Pascal Vincent
Biography
Pascal Vincent is a research scientist in the Fundamental AI Research (FAIR) team at Meta and an adjunct professor in the Department of Computer Science and Operations Research (DIRO) at Université de Montréal.
He is also a founding member of Mila – Quebec Artificial Intelligence Institute and an associate fellow in CIFAR’s Learning in Machines & Brains program.
Vincent’s research on principles and algorithms in representation learning led him to uncover several seminal ideas that became key enablers for the successes of deep learning methods. Among his most influential contributions is the seminal paper on neural language models “A Neural Probabilistic Language Model” (Bengio et al. 2013), which laid the foundations on which all artificial neural network based language models are built.

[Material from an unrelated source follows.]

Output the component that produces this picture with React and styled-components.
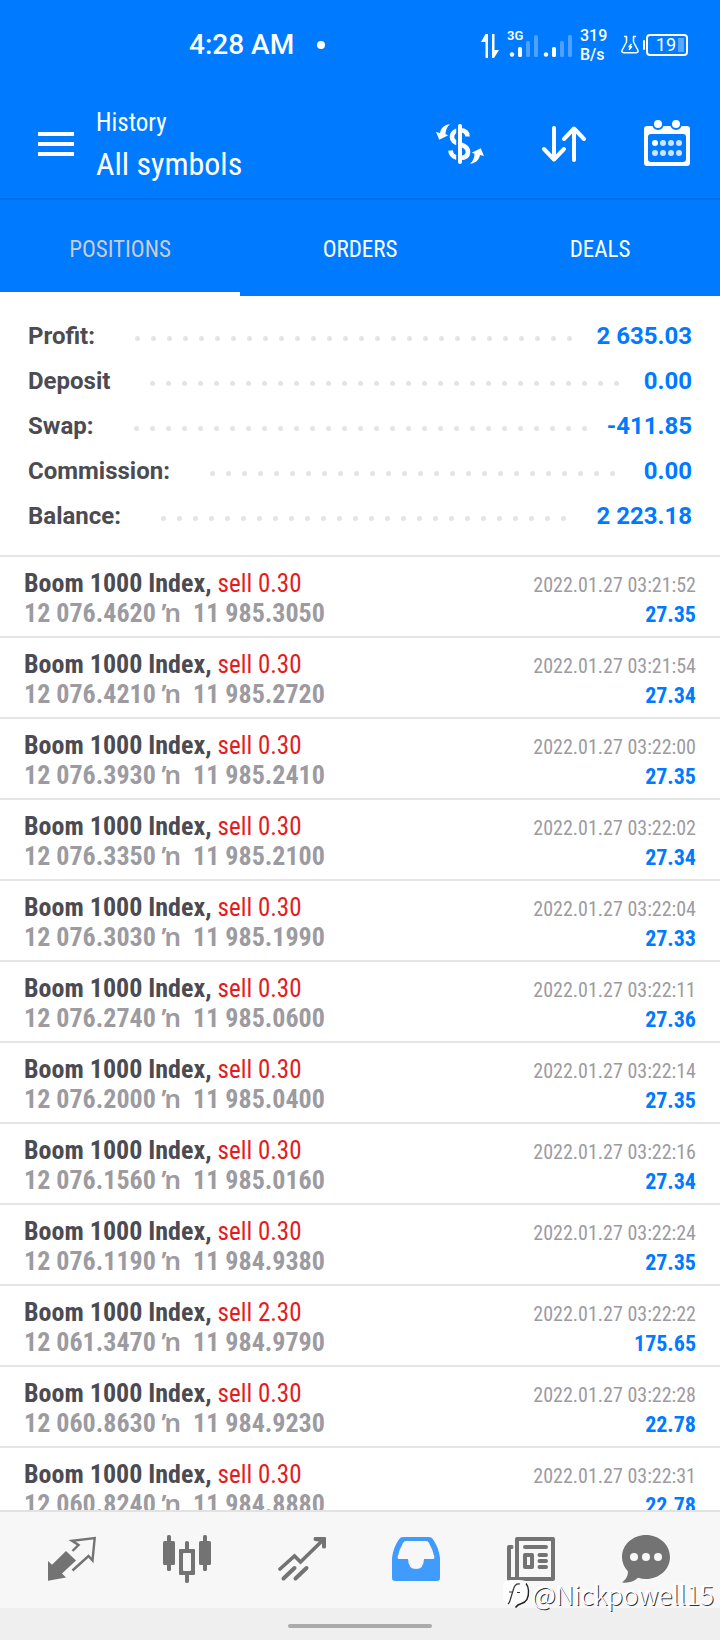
import React from "react";
import styled, { createGlobalStyle } from "styled-components";

const BLUE = "#007aff";
const CONDENSED = '"Roboto Condensed", "Liberation Sans Narrow", Roboto, sans-serif';

const GlobalStyle = createGlobalStyle`
  *, *::before, *::after { box-sizing: border-box; }
  body { margin: 0; background: #fff; font-family: Roboto, sans-serif; }
  button { margin: 0; padding: 0; border: 0; background: none; color: inherit; font: inherit; cursor: pointer; }
  svg { display: block; }
`;

const Screen = styled.div`
  position: relative;
  display: flex;
  flex-direction: column;
  height: 100vh;
  overflow: hidden;
`;

const StatusBar = styled.div`
  display: flex;
  align-items: center;
  justify-content: space-between;
  height: 90px;
  padding: 0 32px 0 189px;
  background: ${BLUE};
  color: #fff;
`;

const Clock = styled.time`
  display: flex;
  align-items: center;
  gap: 23px;
  font-size: 28px;
  font-weight: 500;
  line-height: 32px;

  &::after {
    content: "";
    width: 8px;
    height: 8px;
    border-radius: 50%;
    background: #fff;
  }
`;

const StatusIcons = styled.div`
  display: flex;
  align-items: center;
`;

const NetSpeed = styled.div`
  width: 41px;
  margin-left: 6px;
  font-size: 16px;
  font-weight: 500;
  line-height: 19px;
`;

const Battery = styled.div`
  position: relative;
  display: flex;
  align-items: center;
  justify-content: flex-end;
  gap: 2px;
  width: 42px;
  height: 22px;
  margin-left: 7px;
  padding-right: 2px;
  border: 2px solid #fff;
  border-radius: 4px;
  font-size: 18px;
  line-height: 18px;

  &::before {
    content: "";
    position: absolute;
    left: -5px;
    width: 2px;
    height: 10px;
    border-radius: 2px;
    background: #fff;
  }

  &::after {
    content: "";
    width: 6px;
    height: 14px;
    background: rgba(255, 255, 255, 0.35);
  }
`;

const Header = styled.header`
  display: flex;
  align-items: center;
  height: 110px;
  border-bottom: 2px solid #006ee6;
  background: ${BLUE};
  color: #fff;
  font-family: ${CONDENSED};
`;

const MenuButton = styled.button`
  display: flex;
  align-items: center;
  width: 96px;
  height: 96px;
  padding-left: 38px;
`;

const Titles = styled.div`
  flex: 1;
`;

const Kicker = styled.div`
  font-size: 25px;
  line-height: 40px;
`;

const Title = styled.h1`
  margin: 0;
  font-size: 32px;
  font-weight: 400;
  line-height: 42px;
`;

const ToolButton = styled.button`
  display: flex;
  align-items: center;
  justify-content: center;
  width: 104px;
  height: 96px;
`;

const Tabs = styled.div`
  display: flex;
  background: ${BLUE};
  font-family: ${CONDENSED};
`;

const Tab = styled.button`
  flex: 1;
  height: 96px;
  padding-top: 4px;
  border-top: 4px solid transparent;
  border-bottom: 4px solid ${({ $active }) => ($active ? "#fff" : "transparent")};
  color: ${({ $active }) => ($active ? "#ccc" : "#fff")};
  font-size: 23px;
  line-height: 28px;
`;

const Summary = styled.dl`
  margin: 0;
  padding: 17px 28px 17px;
  border-bottom: 2px solid #e5e5e5;
  font-size: 24px;
  font-weight: 700;
`;

const SummaryRow = styled.div`
  display: flex;
  align-items: center;
  height: 45px;
`;

const SummaryLabel = styled.dt`
  color: #4c4b52;
`;

const Leader = styled.div`
  display: flex;
  flex: 1;
  flex-wrap: wrap;
  gap: 11px;
  height: 5px;
  margin: 5px 16px 0 40px;
  overflow: hidden;
`;

const LeaderDot = styled.i`
  width: 5px;
  height: 5px;
  border-radius: 50%;
  background: #e4e4e4;
`;

const SummaryValue = styled.dd`
  margin: 0;
  color: ${BLUE};
`;

const DealList = styled.ul`
  flex: 1;
  min-height: 0;
  margin: 0;
  padding: 0;
  overflow: hidden;
  list-style: none;
  font-family: ${CONDENSED};
`;

const DealRow = styled.li`
  display: flex;
  justify-content: space-between;
  height: 81px;
  padding: 11px 24px 0;
  border-bottom: 2px solid #e5e5e5;
  line-height: 30px;
`;

const DealMain = styled.div`
  font-size: 26px;
  font-weight: 700;
  white-space: pre;
`;

const Symbol = styled.div`
  color: #4c4b52;
`;

const Side = styled.span`
  color: #e51b1e;
  font-size: 25px;
  font-weight: 400;
  line-height: 1;
`;

const Prices = styled.div`
  color: #9c9ba1;
`;

const Arrow = styled.span`
  font-family: "Noto Sans", sans-serif;
  font-weight: 600;
  line-height: 1;
`;

const DealMeta = styled.div`
  padding-top: 2px;
  font-size: 22px;
  text-align: right;
`;

const DealTime = styled.time`
  display: block;
  color: #9c9ba1;
  font-size: 20px;
`;

const Profit = styled.div`
  color: ${BLUE};
  font-weight: 700;
`;

const BottomNav = styled.nav`
  display: flex;
  height: 98px;
  padding: 0 17px 2px 15px;
  border-top: 2px solid #e2e2e2;
  background: #f7f7f7;
`;

const NavButton = styled.button`
  display: flex;
  flex: 1;
  align-items: center;
  justify-content: center;
  color: ${({ $active }) => ($active ? "#409bff" : "#737373")};
`;

const GestureBar = styled.div`
  display: flex;
  align-items: center;
  justify-content: center;
  height: 32px;
  padding-top: 4px;
  background: #efefef;

  &::after {
    content: "";
    width: 20%;
    height: 4px;
    border-radius: 2px;
    background: #aaa;
  }
`;

const Watermark = styled.div`
  position: absolute;
  right: 6px;
  bottom: 28px;
  display: flex;
  align-items: center;
  gap: 2px;
  color: #fff;
  font-family: "Noto Sans CJK SC", "Noto Sans", sans-serif;
  font-size: 26px;
  font-weight: 300;
  line-height: 36px;
  text-shadow: 1px 1px 0 #333, -1px -1px 0 #fff;
  pointer-events: none;
`;

const SignalIcons = () => (
  <svg width="94" height="34" viewBox="481 27 94 34" fill="#fff" aria-hidden="true">
    <path d="M486.500 33h2.500v24h-2.500V41H482zM493 33h2.500v16h4.500l-5 8h-2z" />
    <text x="508" y="39" fontFamily="Roboto, sans-serif" fontSize="13" fontWeight="600">3G</text>
    {[511, 545].map((x) => (
      <g key={x}>
        <circle cx={x + 2} cy="53.500" r="2.200" />
        <rect x={x + 8} y="46" width="4" height="10" rx="1.500" />
        <rect x={x + 16} y="40" width="4" height="16" rx="1.500" opacity=".3" />
        <rect x={x + 24} y="34" width="4" height="22" rx="1.500" opacity=".3" />
      </g>
    ))}
  </svg>
);

const FlaskIcon = () => (
  <svg width="18" height="20" viewBox="0 0 18 20" fill="none" stroke="#fff" strokeWidth="1.500" strokeLinejoin="round" aria-hidden="true">
    <path d="M3 1.500h2.500v5.500L1.200 15q-1 2.500 1.500 2.800h12.600q2.500-.3 1.500-2.800L12.500 7V1.500H15" />
    <path d="M10.500 9 8 11.800h2.500L8 14.800" />
  </svg>
);

const MenuIcon = () => (
  <svg width="36" height="24" viewBox="0 0 36 24" fill="#fff" aria-hidden="true">
    <path d="M0 0h36v4H0zM0 10h36v4H0zM0 20h36v4H0z" />
  </svg>
);

const swapArrow = "M14 4.300C8 4.800 5 8 4 13L0 12l3.300 7.700 9-4.400-2.800-1C9.500 10 11 7 14 4.300z";

const CurrencyIcon = () => (
  <svg width="48" height="48" viewBox="0 0 48 48" aria-hidden="true">
    <path d="M31.500 16.500C31.500 12 28.500 10.300 24 10.300S16 13 16 17s3 5.800 8 7.200 8 3.300 8 7.800-3.500 6-8 6-9-2-9.500-7.500" fill="none" stroke="#fff" strokeWidth="4.600" />
    <path d="M20.200 6h2v37h-2z" fill={BLUE} />
    <rect x="22" y="4" width="4" height="40" rx="2" fill="#fff" />
    <path d={swapArrow} fill="#fff" />
    <path d={swapArrow} fill="#fff" transform="rotate(180 24 24)" />
  </svg>
);

const SortIcon = () => (
  <svg width="48" height="48" viewBox="0 0 48 48" fill="none" stroke="#fff" strokeWidth="4" strokeLinecap="round" strokeLinejoin="round" aria-hidden="true">
    <path d="M14 8v31M4 29l10 10.500L24 29M34 40V9M24 19 34 8.500 44 19" />
  </svg>
);

const CalendarIcon = () => (
  <svg width="48" height="48" viewBox="0 0 48 48" aria-hidden="true">
    <path fillRule="evenodd" d="M3 6h40q3 0 3 3v34q0 3-3 3H3q-3 0-3-3V9q0-3 3-3zm4 8q-3 0-3 3v22q0 3 3 3h32q3 0 3-3V17q0-3-3-3z" fill="#fff" />
    {[14, 32].map((x) => (
      <circle key={x} cx={x} cy="4" r="5" fill="#fff" stroke={BLUE} strokeWidth="2" />
    ))}
    {[23, 33].map((y) =>
      [11, 19, 27, 35].map((x) => (
        <circle key={`${x}-${y}`} cx={x} cy={y} r="3" fill={x === 11 && y === 23 ? "#fff" : "#cce4ff"} />
      ))
    )}
  </svg>
);

const QuotesIcon = () => (
  <svg width="48" height="48" viewBox="0 0 48 48" aria-hidden="true">
    <path d="M0 26l4 3.700L18 16l10 9.500L14 38.500l4 4L0 45.700z" fill="currentColor" />
    <path d="M24.500 16l6-6L24 5.800 46.700 3l-2.200 22.500-4-4.500-16 14.500" fill="none" stroke="currentColor" strokeWidth="2.400" />
  </svg>
);

const ChartIcon = () => (
  <svg width="48" height="48" viewBox="0 0 48 48" fill="currentColor" aria-hidden="true">
    {[0, 36].map((x) => (
      <g key={x}>
        <rect x={x} y="6" width="12" height="24" rx="1.500" />
        <rect x={x + 4} y="0" width="4" height="36" rx="1.500" />
      </g>
    ))}
    <path fillRule="evenodd" d="M17 14h5V7.500q0-1.500 2-1.500t2 1.500V14h5q1 0 1 1v24q0 1-1 1h-5v6.500q0 1.500-2 1.500t-2-1.500V40h-5q-1 0-1-1V15q0-1 1-1zm4 4q-1 0-1 1v16q0 1 1 1h6q1 0 1-1V19q0-1-1-1z" />
  </svg>
);

const TradeIcon = () => (
  <svg width="48" height="48" viewBox="0 0 48 48" fill="none" stroke="currentColor" strokeWidth="4" strokeLinecap="round" aria-hidden="true">
    <path d="M2 34 16.500 21l6 6L45 5" strokeWidth="3.600" />
    <path d="M5.500 43.500 16.500 33M17.500 43.500 28.500 33" />
    <path d="M37 2h10q1 0 1 1v9q0 1.500-2 1.500t-2-1.500V7l-7-1q-1.500 0-1.500-2T37 2z" fill="currentColor" stroke="none" />
  </svg>
);

const HistoryIcon = () => (
  <svg width="48" height="48" viewBox="0 0 48 48" fill="currentColor" aria-hidden="true">
    <path fillRule="evenodd" d="M11 2h26q2.500 0 3.800 2Q47 13 48 23v20q0 3-3 3H3q-3 0-3-3V23Q1 13 7.200 4 8.500 2 11 2zm3 4q-2 0-3 2Q7 15 5.600 22q-.3 2 1.400 2h9q.3 10 8 10t8-10h9q1.700 0 1.400-2Q41 15 37 8q-1-2-3-2z" />
  </svg>
);

const NewsIcon = () => (
  <svg width="48" height="48" viewBox="0 0 48 48" fill="currentColor" aria-hidden="true">
    <path fillRule="evenodd" d="M10 2h36q2 0 2 2v40q0 2-2 2H2q-2 0-2-2V12q0-2 2-2h3q1.500 0 1.500 2T5 14H4v28h4V4q0-2 2-2zm2 4v36h32V6z" />
    <path fillRule="evenodd" d="M18 18h7q2 0 2 2v12q0 2-2 2h-7q-2 0-2-2V20q0-2 2-2zm2 4v8h3v-8z" />
    <path d="M18 12h21M32.500 20H39M32.500 26H39M32.500 32H39" stroke="currentColor" strokeWidth="4" strokeLinecap="round" />
  </svg>
);

const ChatIcon = () => (
  <svg width="48" height="48" viewBox="0 0 48 48" aria-hidden="true">
    <path d="M24 0C11 0 0 9.500 0 22q0 8 6 14.500Q6 43 0 47.500q10 1 16-4.700 4 1.200 8 1.200c13 0 24-9.500 24-22S37 0 24 0z" fill="currentColor" />
    {[12, 24, 36].map((x) => (
      <circle key={x} cx={x} cy="22" r="4" fill="#f7f7f7" />
    ))}
  </svg>
);

const BrandIcon = () => (
  <svg width="28" height="30" viewBox="0 0 28 30" fill="none" aria-hidden="true">
    <path d="M9 1h9q9 0 9 9v7q0 7-7 8l-6 4-1-4H9q-8 0-8-8v-8q0-8 8-8z" fill="#fff" />
    <path d="M24 4.500q2.500 3 2.500 7 .5 11-7 13-4 1-6 4" stroke="#222" strokeWidth="1.400" />
    <path d="M18 5q-5-1-6.500 5L8.500 20q-1 4-2.500 5M7 13h3.500M15 13.500h3" stroke="#333" strokeWidth="1.200" />
  </svg>
);

const summary = [
  ["Profit:", "2 635.03"],
  ["Deposit", "0.00"],
  ["Swap:", "-411.85"],
  ["Commission:", "0.00"],
  ["Balance:", "2 223.18"],
];

const deals = [
  ["0.30", "12 076.4620", "11 985.3050", "03:21:52", "27.35"],
  ["0.30", "12 076.4210", "11 985.2720", "03:21:54", "27.34"],
  ["0.30", "12 076.3930", "11 985.2410", "03:22:00", "27.35"],
  ["0.30", "12 076.3350", "11 985.2100", "03:22:02", "27.34"],
  ["0.30", "12 076.3030", "11 985.1990", "03:22:04", "27.33"],
  ["0.30", "12 076.2740", "11 985.0600", "03:22:11", "27.36"],
  ["0.30", "12 076.2000", "11 985.0400", "03:22:14", "27.35"],
  ["0.30", "12 076.1560", "11 985.0160", "03:22:16", "27.34"],
  ["0.30", "12 076.1190", "11 984.9380", "03:22:24", "27.35"],
  ["2.30", "12 061.3470", "11 984.9790", "03:22:22", "175.65"],
  ["0.30", "12 060.8630", "11 984.9230", "03:22:28", "22.78"],
  ["0.30", "12 060.8240", "11 984.8880", "03:22:31", "22.78"],
];

const navItems = [
  ["Quotes", QuotesIcon],
  ["Chart", ChartIcon],
  ["Trade", TradeIcon],
  ["History", HistoryIcon],
  ["News", NewsIcon],
  ["Messages", ChatIcon],
];

const leaderDots = Array.from({ length: 80 }, (_, i) => <LeaderDot key={i} />);

export default function App() {
  return (
    <>
      <GlobalStyle />
      <Screen>
        <StatusBar>
          <Clock>4:28 AM</Clock>
          <StatusIcons>
            <SignalIcons />
            <NetSpeed>319<br />B/s</NetSpeed>
            <FlaskIcon />
            <Battery>19</Battery>
          </StatusIcons>
        </StatusBar>

        <Header>
          <MenuButton aria-label="Menu"><MenuIcon /></MenuButton>
          <Titles>
            <Kicker>History</Kicker>
            <Title>All symbols</Title>
          </Titles>
          <ToolButton aria-label="Currency"><CurrencyIcon /></ToolButton>
          <ToolButton aria-label="Sort"><SortIcon /></ToolButton>
          <ToolButton aria-label="Period"><CalendarIcon /></ToolButton>
        </Header>

        <Tabs role="tablist">
          <Tab role="tab" aria-selected="true" $active>POSITIONS</Tab>
          <Tab role="tab" aria-selected="false">ORDERS</Tab>
          <Tab role="tab" aria-selected="false">DEALS</Tab>
        </Tabs>

        <Summary>
          {summary.map(([label, value]) => (
            <SummaryRow key={label}>
              <SummaryLabel>{label}</SummaryLabel>
              <Leader aria-hidden="true">{leaderDots}</Leader>
              <SummaryValue>{value}</SummaryValue>
            </SummaryRow>
          ))}
        </Summary>

        <DealList>
          {deals.map(([volume, open, close, time, profit]) => (
            <DealRow key={time}>
              <DealMain>
                <Symbol>Boom 1000 Index, <Side>sell {volume}</Side></Symbol>
                <Prices>{open} <Arrow>ŉ</Arrow>{"  "}{close}</Prices>
              </DealMain>
              <DealMeta>
                <DealTime>2022.01.27 {time}</DealTime>
                <Profit>{profit}</Profit>
              </DealMeta>
            </DealRow>
          ))}
        </DealList>

        <BottomNav>
          {navItems.map(([label, Icon]) => (
            <NavButton key={label} aria-label={label} $active={label === "History"}>
              <Icon />
            </NavButton>
          ))}
        </BottomNav>
        <GestureBar />
        <Watermark><BrandIcon />@Nickpowell15</Watermark>
      </Screen>
    </>
  );
}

His work on denoising autoencoders (Vincent et al. 2008, 2010) was the first to propose the pretext task of filling in artificially introduced blanks for the sake of learning useful representations in any modality, a precursor of what is today called self-supervised learning.
In another seminal paper, “A Connection Between Score Matching and Denoising Autoencoders” (Vincent 2011), he developed the “denoising score matching” principle, which is now routinely used to train diffusion-based generative models.
Vincent’s current research focuses on novel theory and algorithms for representation learning to enable robust generalization out-of-distribution.